*Directions*
The material below should be written out in full and exactly; pictures stay out of the copy.
========================
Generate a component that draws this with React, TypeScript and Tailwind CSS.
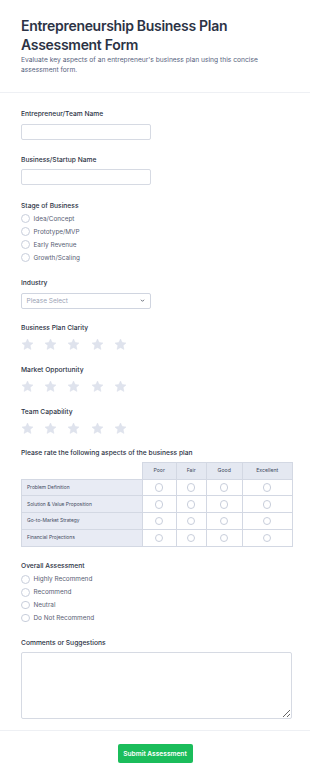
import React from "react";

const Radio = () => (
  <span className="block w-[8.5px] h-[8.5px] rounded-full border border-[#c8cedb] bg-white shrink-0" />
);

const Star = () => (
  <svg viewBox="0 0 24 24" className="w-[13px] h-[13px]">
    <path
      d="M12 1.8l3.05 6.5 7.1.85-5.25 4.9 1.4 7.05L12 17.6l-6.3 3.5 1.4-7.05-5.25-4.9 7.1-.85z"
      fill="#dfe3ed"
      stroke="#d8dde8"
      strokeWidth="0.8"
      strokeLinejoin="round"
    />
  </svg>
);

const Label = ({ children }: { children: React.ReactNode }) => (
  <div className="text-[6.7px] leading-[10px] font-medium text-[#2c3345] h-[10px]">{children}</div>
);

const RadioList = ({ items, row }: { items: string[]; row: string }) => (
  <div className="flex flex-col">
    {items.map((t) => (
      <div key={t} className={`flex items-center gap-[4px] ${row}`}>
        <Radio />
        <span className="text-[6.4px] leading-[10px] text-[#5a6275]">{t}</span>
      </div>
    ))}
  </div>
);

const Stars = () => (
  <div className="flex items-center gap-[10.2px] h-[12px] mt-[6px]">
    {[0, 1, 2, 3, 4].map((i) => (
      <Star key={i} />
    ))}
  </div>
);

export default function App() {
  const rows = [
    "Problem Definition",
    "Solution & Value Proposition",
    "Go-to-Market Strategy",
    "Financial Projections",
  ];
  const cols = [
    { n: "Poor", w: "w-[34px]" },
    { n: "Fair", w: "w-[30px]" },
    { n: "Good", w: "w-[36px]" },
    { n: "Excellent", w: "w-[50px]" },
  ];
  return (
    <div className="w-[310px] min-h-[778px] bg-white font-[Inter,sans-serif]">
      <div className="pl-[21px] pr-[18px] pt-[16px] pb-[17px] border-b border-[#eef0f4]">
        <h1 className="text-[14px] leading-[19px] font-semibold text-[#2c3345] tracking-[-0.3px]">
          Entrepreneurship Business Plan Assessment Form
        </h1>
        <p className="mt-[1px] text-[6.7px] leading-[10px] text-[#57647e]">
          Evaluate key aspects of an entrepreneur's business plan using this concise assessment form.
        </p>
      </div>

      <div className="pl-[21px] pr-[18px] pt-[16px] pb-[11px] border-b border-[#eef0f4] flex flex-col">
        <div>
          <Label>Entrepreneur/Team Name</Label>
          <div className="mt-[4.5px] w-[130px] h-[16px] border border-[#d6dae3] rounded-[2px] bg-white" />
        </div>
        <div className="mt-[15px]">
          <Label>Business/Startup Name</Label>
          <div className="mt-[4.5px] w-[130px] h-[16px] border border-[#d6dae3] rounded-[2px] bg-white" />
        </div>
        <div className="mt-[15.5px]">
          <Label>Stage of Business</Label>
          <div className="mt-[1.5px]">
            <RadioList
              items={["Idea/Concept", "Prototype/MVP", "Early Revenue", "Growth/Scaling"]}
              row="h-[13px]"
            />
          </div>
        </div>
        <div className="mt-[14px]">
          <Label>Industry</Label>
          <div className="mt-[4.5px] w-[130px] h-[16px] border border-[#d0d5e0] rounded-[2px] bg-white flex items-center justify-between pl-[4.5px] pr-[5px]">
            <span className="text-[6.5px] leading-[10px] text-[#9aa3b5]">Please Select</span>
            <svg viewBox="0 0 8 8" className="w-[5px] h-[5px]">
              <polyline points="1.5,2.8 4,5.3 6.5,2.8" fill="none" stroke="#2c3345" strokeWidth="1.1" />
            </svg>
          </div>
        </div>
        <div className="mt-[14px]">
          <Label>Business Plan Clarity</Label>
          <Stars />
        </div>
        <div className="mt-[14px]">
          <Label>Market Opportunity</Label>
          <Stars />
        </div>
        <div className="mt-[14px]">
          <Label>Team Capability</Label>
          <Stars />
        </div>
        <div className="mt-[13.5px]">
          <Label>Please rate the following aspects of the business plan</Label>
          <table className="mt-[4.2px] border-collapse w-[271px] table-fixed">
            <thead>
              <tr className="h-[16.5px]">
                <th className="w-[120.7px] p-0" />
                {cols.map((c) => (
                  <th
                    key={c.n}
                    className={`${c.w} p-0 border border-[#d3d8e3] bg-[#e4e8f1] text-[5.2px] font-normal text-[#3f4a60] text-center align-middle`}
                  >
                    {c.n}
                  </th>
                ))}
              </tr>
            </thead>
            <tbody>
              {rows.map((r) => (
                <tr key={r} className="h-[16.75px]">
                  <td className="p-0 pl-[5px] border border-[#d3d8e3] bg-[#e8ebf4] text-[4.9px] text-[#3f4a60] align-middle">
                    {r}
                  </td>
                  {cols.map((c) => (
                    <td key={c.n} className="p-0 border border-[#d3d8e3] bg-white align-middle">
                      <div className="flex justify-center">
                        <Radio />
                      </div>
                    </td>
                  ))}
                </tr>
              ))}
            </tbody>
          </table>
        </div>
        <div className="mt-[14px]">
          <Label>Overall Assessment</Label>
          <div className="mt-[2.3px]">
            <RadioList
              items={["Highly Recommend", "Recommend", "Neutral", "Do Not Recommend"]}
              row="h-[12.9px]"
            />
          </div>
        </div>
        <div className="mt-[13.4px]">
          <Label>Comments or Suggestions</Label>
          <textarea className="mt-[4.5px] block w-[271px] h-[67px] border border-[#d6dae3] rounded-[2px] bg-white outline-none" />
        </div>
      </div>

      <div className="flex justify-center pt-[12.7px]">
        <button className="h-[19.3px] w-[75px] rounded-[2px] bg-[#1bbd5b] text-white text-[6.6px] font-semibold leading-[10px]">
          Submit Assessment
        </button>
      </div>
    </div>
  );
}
========================
*Expected answer*
Generate a component that draws this with React, TypeScript and Tailwind CSS.
import React from "react";

const Radio = () => (
  <span className="block w-[8.5px] h-[8.5px] rounded-full border border-[#c8cedb] bg-white shrink-0" />
);

const Star = () => (
  <svg viewBox="0 0 24 24" className="w-[13px] h-[13px]">
    <path
      d="M12 1.8l3.05 6.5 7.1.85-5.25 4.9 1.4 7.05L12 17.6l-6.3 3.5 1.4-7.05-5.25-4.9 7.1-.85z"
      fill="#dfe3ed"
      stroke="#d8dde8"
      strokeWidth="0.8"
      strokeLinejoin="round"
    />
  </svg>
);

const Label = ({ children }: { children: React.ReactNode }) => (
  <div className="text-[6.7px] leading-[10px] font-medium text-[#2c3345] h-[10px]">{children}</div>
);

const RadioList = ({ items, row }: { items: string[]; row: string }) => (
  <div className="flex flex-col">
    {items.map((t) => (
      <div key={t} className={`flex items-center gap-[4px] ${row}`}>
        <Radio />
        <span className="text-[6.4px] leading-[10px] text-[#5a6275]">{t}</span>
      </div>
    ))}
  </div>
);

const Stars = () => (
  <div className="flex items-center gap-[10.2px] h-[12px] mt-[6px]">
    {[0, 1, 2, 3, 4].map((i) => (
      <Star key={i} />
    ))}
  </div>
);

export default function App() {
  const rows = [
    "Problem Definition",
    "Solution & Value Proposition",
    "Go-to-Market Strategy",
    "Financial Projections",
  ];
  const cols = [
    { n: "Poor", w: "w-[34px]" },
    { n: "Fair", w: "w-[30px]" },
    { n: "Good", w: "w-[36px]" },
    { n: "Excellent", w: "w-[50px]" },
  ];
  return (
    <div className="w-[310px] min-h-[778px] bg-white font-[Inter,sans-serif]">
      <div className="pl-[21px] pr-[18px] pt-[16px] pb-[17px] border-b border-[#eef0f4]">
        <h1 className="text-[14px] leading-[19px] font-semibold text-[#2c3345] tracking-[-0.3px]">
          Entrepreneurship Business Plan Assessment Form
        </h1>
        <p className="mt-[1px] text-[6.7px] leading-[10px] text-[#57647e]">
          Evaluate key aspects of an entrepreneur's business plan using this concise assessment form.
        </p>
      </div>

      <div className="pl-[21px] pr-[18px] pt-[16px] pb-[11px] border-b border-[#eef0f4] flex flex-col">
        <div>
          <Label>Entrepreneur/Team Name</Label>
          <div className="mt-[4.5px] w-[130px] h-[16px] border border-[#d6dae3] rounded-[2px] bg-white" />
        </div>
        <div className="mt-[15px]">
          <Label>Business/Startup Name</Label>
          <div className="mt-[4.5px] w-[130px] h-[16px] border border-[#d6dae3] rounded-[2px] bg-white" />
        </div>
        <div className="mt-[15.5px]">
          <Label>Stage of Business</Label>
          <div className="mt-[1.5px]">
            <RadioList
              items={["Idea/Concept", "Prototype/MVP", "Early Revenue", "Growth/Scaling"]}
              row="h-[13px]"
            />
          </div>
        </div>
        <div className="mt-[14px]">
          <Label>Industry</Label>
          <div className="mt-[4.5px] w-[130px] h-[16px] border border-[#d0d5e0] rounded-[2px] bg-white flex items-center justify-between pl-[4.5px] pr-[5px]">
            <span className="text-[6.5px] leading-[10px] text-[#9aa3b5]">Please Select</span>
            <svg viewBox="0 0 8 8" className="w-[5px] h-[5px]">
              <polyline points="1.5,2.8 4,5.3 6.5,2.8" fill="none" stroke="#2c3345" strokeWidth="1.1" />
            </svg>
          </div>
        </div>
        <div className="mt-[14px]">
          <Label>Business Plan Clarity</Label>
          <Stars />
        </div>
        <div className="mt-[14px]">
          <Label>Market Opportunity</Label>
          <Stars />
        </div>
        <div className="mt-[14px]">
          <Label>Team Capability</Label>
          <Stars />
        </div>
        <div className="mt-[13.5px]">
          <Label>Please rate the following aspects of the business plan</Label>
          <table className="mt-[4.2px] border-collapse w-[271px] table-fixed">
            <thead>
              <tr className="h-[16.5px]">
                <th className="w-[120.7px] p-0" />
                {cols.map((c) => (
                  <th
                    key={c.n}
                    className={`${c.w} p-0 border border-[#d3d8e3] bg-[#e4e8f1] text-[5.2px] font-normal text-[#3f4a60] text-center align-middle`}
                  >
                    {c.n}
                  </th>
                ))}
              </tr>
            </thead>
            <tbody>
              {rows.map((r) => (
                <tr key={r} className="h-[16.75px]">
                  <td className="p-0 pl-[5px] border border-[#d3d8e3] bg-[#e8ebf4] text-[4.9px] text-[#3f4a60] align-middle">
                    {r}
                  </td>
                  {cols.map((c) => (
                    <td key={c.n} className="p-0 border border-[#d3d8e3] bg-white align-middle">
                      <div className="flex justify-center">
                        <Radio />
                      </div>
                    </td>
                  ))}
                </tr>
              ))}
            </tbody>
          </table>
        </div>
        <div className="mt-[14px]">
          <Label>Overall Assessment</Label>
          <div className="mt-[2.3px]">
            <RadioList
              items={["Highly Recommend", "Recommend", "Neutral", "Do Not Recommend"]}
              row="h-[12.9px]"
            />
          </div>
        </div>
        <div className="mt-[13.4px]">
          <Label>Comments or Suggestions</Label>
          <textarea className="mt-[4.5px] block w-[271px] h-[67px] border border-[#d6dae3] rounded-[2px] bg-white outline-none" />
        </div>
      </div>

      <div className="flex justify-center pt-[12.7px]">
        <button className="h-[19.3px] w-[75px] rounded-[2px] bg-[#1bbd5b] text-white text-[6.6px] font-semibold leading-[10px]">
          Submit Assessment
        </button>
      </div>
    </div>
  );
}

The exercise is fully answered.